By analyzing the routing table, experts can determine which networks buy transit, sell transit, or peer, and therefore who is a Tier 1 network. Two excellent sources for which networks are Tier 1 are Renesys and CAIDA. [Atlas Internet Observatory 2009] [Brown, 2009] [ENISA, 2011, p. 81] [Luckie, 2012] Renesys clarifies that there is not a direct correlation between network size and Tier 1 status.  Not all of the largest networks (by traffic volume or interconnection counts) are Tier 1, and not all Tier 1 networks are among the largest networks. [A Baker’s Dozen in 2009, Renesys Blog (Dec. 31, 2009) (“Finally, note that large global providers are not necessarily transit-free, sometimes called Tier 1, providers. Tinet and China Telecom, who made our rankings [of largest networks], are not transit-free, whereas, XO (AS 2828) and Abovenet (AS 6461), who did not make our rankings, are.”).]

Generally, Internet providers internal networks parrellel this historic topology, dividing their own networks into three parts: backbones, metro, and local access. See, e.g., Charter Annual Report 2013, p. 7, (“Our network includes three components: the national backbone, regional/metro networks and the "last-mile" network."); David Young, Why is Netflix Buffering? Dispelling the Congestion Myth, Verizon Public Policy Blog (July 10, 2014) (diagraming Verizon network with backbone, metro and local networks). Robert D. Doverspike, K. K. Ramakrishnan, Chris Chase. "Structural Overview of ISP Networks." Guide To Reliable Internet Services And Applications. Ed. Charles R. Kalmanek, Sudip Misra, Yang Yang. Springer, 2010. 19-93. Issa AbuEid, Network Design Evolution -- (T Mobile USA Case Study), NANOG68, Slides 4-7 (Oct. 18, 2016)

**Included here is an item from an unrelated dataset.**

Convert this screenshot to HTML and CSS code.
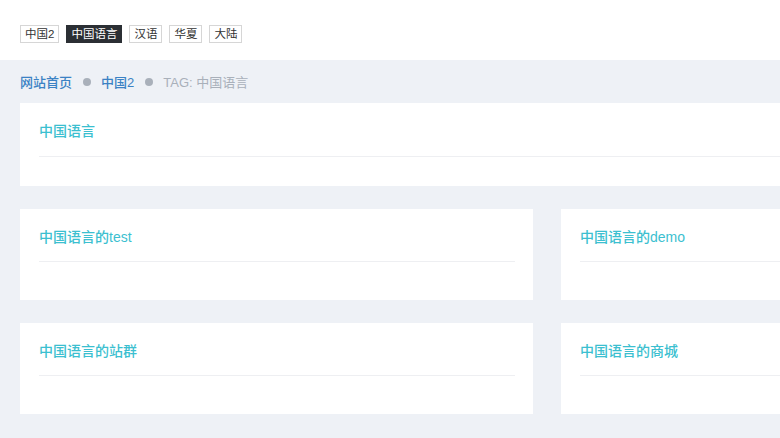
FILE: index.html
```html
<!DOCTYPE html>
<html lang="zh-CN">
<head>
    <meta charset="UTF-8">
    <meta name="viewport" content="width=device-width, initial-scale=1.0">
    <title>TAG: 中国语言</title>
    <link rel="stylesheet" href="styles.css">
</head>
<body>
    <!-- Tag list -->
    <div class="tags">
        <a class="tag" href="#">中国2</a>
        <a class="tag active" href="#">中国语言</a>
        <a class="tag" href="#">汉语</a>
        <a class="tag" href="#">华夏</a>
        <a class="tag" href="#">大陆</a>
    </div>

    <div class="main">
        <!-- Breadcrumb -->
        <div class="crumbs">
            <a href="#">网站首页</a>
            <span class="dot"></span>
            <a href="#">中国2</a>
            <span class="dot"></span>
            <span class="current">TAG: 中国语言</span>
        </div>

        <div class="card wide">
            <div class="card-head"><a href="#">中国语言</a></div>
            <div class="card-body"></div>
        </div>

        <div class="grid">
            <div class="card">
                <div class="card-head"><a href="#">中国语言的test</a></div>
                <div class="card-body"></div>
            </div>
            <div class="card">
                <div class="card-head"><a href="#">中国语言的demo</a></div>
                <div class="card-body"></div>
            </div>
            <div class="card">
                <div class="card-head"><a href="#">中国语言的站群</a></div>
                <div class="card-body"></div>
            </div>
            <div class="card">
                <div class="card-head"><a href="#">中国语言的商城</a></div>
                <div class="card-body"></div>
            </div>
        </div>
    </div>
</body>
</html>
```

FILE: styles.css
```css
/* General Styles */
body {
    margin: 0;
    font-family: "Liberation Sans", "Noto Sans CJK SC", sans-serif;
    background: #eef1f6;
    overflow: hidden;
}

a {
    text-decoration: none;
}

/* Tags */
.tags {
    display: flex;
    gap: 7px;
    padding: 25px 20px 17px;
    background: #fff;
}

.tag {
    padding: 0 4px;
    font-size: 11.5px;
    line-height: 16px;
    color: #333;
    border: 1px solid #d6d6d6;
}

.tag.active {
    background: #2b2f34;
    border-color: #2b2f34;
    color: #fff;
}

/* Main Area */
.main {
    width: 1054px;
    padding: 0 20px 24px;
}

/* Breadcrumb */
.crumbs {
    display: flex;
    align-items: center;
    height: 43px;
    font-size: 13px;
}

.crumbs a {
    color: #3b82c4;
    font-weight: 500;
}

.crumbs .current {
    color: #a9b0ba;
}

.dot {
    width: 8px;
    height: 8px;
    margin: 0 10px 0 11px;
    border-radius: 50%;
    background: #a9b0ba;
}

/* Cards */
.card {
    background: #fff;
    height: 91px;
    padding: 0 18px 0 19px;
    box-sizing: border-box;
}

.card.wide {
    height: 83px;
    margin-bottom: 23px;
}

.card-head {
    padding: 18px 0 14px;
    border-bottom: 1px solid #eeeff2;
    font-size: 14px;
    line-height: 20px;
}

.card.wide .card-head {
    padding-bottom: 15px;
}

.card-head a {
    color: #3cbfd0;
    font-weight: 500;
}

.grid {
    display: grid;
    grid-template-columns: 1fr 1fr;
    column-gap: 28px;
    row-gap: 23px;
}
```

Routing Around Transit Fees ~ Flattening the Topology of the Net

Mergers

At the turn of the 21st century, access and edge providers paid backbone providers for transit service, regional backbone providers paid Tier 1 backbone providers for transit service, and Tier 1 providers paid no one. Money flowed up the ecosystem to the top of the hierarchy. It was good money; transit was sold at a rate of $1000 / mbps / month. It was a good business plan to be a Tier 1 provider and king of the ecosystem. Multiple providers would fight it out in a competitive market place to join the coveted Tier 1 clique, leading to occasional peering disputes that lasted usually no more than a few days. The value of providing access service exceeded the value or costs of interconnection and thus providers could not afford to withstand loss of service due to an interconnection spat for any sustained period of time; customers in a competitive market had a habit of switching to more reliable services.

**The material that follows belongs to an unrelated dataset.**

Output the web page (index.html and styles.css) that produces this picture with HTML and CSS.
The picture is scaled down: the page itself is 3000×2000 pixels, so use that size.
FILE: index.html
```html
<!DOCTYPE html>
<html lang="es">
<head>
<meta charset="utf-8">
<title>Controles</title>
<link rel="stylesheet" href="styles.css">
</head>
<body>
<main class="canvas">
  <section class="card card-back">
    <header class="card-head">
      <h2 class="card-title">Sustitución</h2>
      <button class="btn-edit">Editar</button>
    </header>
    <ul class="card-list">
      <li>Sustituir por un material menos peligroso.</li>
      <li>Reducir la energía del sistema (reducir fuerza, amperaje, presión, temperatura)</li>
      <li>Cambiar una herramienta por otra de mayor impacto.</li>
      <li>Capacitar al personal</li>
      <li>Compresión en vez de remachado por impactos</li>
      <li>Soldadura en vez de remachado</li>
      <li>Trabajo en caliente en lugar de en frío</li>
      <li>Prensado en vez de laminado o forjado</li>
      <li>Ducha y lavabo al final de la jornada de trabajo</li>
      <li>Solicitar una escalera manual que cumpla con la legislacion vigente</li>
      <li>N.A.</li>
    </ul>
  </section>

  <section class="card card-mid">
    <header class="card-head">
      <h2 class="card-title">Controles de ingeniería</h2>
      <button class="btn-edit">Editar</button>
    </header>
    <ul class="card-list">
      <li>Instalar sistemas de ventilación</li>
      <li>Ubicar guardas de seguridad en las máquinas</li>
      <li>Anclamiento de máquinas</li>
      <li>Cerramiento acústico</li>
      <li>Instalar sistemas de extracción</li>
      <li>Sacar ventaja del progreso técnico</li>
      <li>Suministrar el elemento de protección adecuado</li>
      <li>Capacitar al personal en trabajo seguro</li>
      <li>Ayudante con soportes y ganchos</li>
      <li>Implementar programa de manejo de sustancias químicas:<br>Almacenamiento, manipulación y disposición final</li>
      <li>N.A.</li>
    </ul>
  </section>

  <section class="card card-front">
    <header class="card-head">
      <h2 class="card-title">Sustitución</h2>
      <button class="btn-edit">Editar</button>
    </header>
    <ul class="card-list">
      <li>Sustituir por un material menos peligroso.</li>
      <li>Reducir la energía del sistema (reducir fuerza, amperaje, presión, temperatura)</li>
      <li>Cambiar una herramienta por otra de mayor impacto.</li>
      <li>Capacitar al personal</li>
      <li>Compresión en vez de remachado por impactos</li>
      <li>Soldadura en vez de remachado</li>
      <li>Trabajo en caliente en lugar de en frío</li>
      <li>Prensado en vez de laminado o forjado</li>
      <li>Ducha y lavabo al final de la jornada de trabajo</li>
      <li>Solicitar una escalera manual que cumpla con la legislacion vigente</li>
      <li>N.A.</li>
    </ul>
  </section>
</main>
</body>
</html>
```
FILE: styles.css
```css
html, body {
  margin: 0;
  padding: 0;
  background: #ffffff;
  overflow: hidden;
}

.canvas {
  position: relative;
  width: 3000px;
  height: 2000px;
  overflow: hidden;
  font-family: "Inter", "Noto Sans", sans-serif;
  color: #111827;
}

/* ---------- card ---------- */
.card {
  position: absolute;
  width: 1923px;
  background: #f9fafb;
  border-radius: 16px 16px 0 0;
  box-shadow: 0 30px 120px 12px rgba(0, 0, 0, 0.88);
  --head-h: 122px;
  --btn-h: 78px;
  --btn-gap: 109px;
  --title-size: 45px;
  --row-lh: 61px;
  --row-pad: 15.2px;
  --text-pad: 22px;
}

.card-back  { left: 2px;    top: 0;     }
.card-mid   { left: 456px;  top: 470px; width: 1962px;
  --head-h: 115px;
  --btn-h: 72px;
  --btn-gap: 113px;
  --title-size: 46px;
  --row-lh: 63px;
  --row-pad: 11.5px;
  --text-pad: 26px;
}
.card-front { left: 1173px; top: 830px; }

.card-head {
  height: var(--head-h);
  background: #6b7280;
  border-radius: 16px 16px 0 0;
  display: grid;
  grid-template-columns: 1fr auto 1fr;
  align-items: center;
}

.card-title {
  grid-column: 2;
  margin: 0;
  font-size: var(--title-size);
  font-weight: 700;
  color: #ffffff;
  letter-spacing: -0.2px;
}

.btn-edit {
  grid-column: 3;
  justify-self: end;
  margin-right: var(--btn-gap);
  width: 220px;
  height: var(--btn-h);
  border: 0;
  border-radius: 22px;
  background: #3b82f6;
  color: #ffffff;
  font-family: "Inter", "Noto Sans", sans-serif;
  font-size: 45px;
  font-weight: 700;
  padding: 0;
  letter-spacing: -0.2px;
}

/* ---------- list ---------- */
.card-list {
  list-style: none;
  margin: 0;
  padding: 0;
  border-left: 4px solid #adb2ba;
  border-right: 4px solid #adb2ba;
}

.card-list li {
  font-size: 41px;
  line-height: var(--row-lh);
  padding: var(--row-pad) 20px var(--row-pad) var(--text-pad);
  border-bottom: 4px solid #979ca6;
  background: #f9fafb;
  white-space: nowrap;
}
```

The Internet is a distributed network that routes around "failures." The high interconnection fees at the turn of the century were a "failure" that could be routed around. Internet access networks and content networks had an incentive to avoid the high-costs of transit, and began to re-engineer their networks. They would avoid transit fees by (1) growing their own backbones which they could use instead of using third party backbones (see Mergers); (2) "donut peer," establishing interconnection directly with other networks, bypassing transit fees; and (3) directly interconnect with CDNs. All of these strategies were facilitated by the rise of IXPs; if a provider builds out its network and reached an IXP, it can employ all of those strategies.  

Evolving Market Structure

The conclusion that Tier 1 backbone service constituted a separate relevant product market for purposes of economic analysis lasted until 2011 and the Level 3 / Global Crossing merger. In that proceeding, XO challenged the merger, arguing that the merger of Level 3 and Global Crossing will result in consolidation in the market and a tipping in their favor. Level 3 responded and argued that backbone services no longer constitute a separate market, that backbones face competition from new sources including regional networks, local interconnection, and content delivery services. The FCC seemed to accept Level 3's argument, stating:

We recognize that there have been changes in how Internet traffic is transported.  See Level 3/GCL Reply at 8–11 (arguing that Tier 1 ISPs are subject to new sources of competition).  In analyzing the potential public interest harms, however, we have assumed, without defining a relevant market, a “worst-case scenario” in which the transport services offered by Tier 1 ISPs are a distinct category of service.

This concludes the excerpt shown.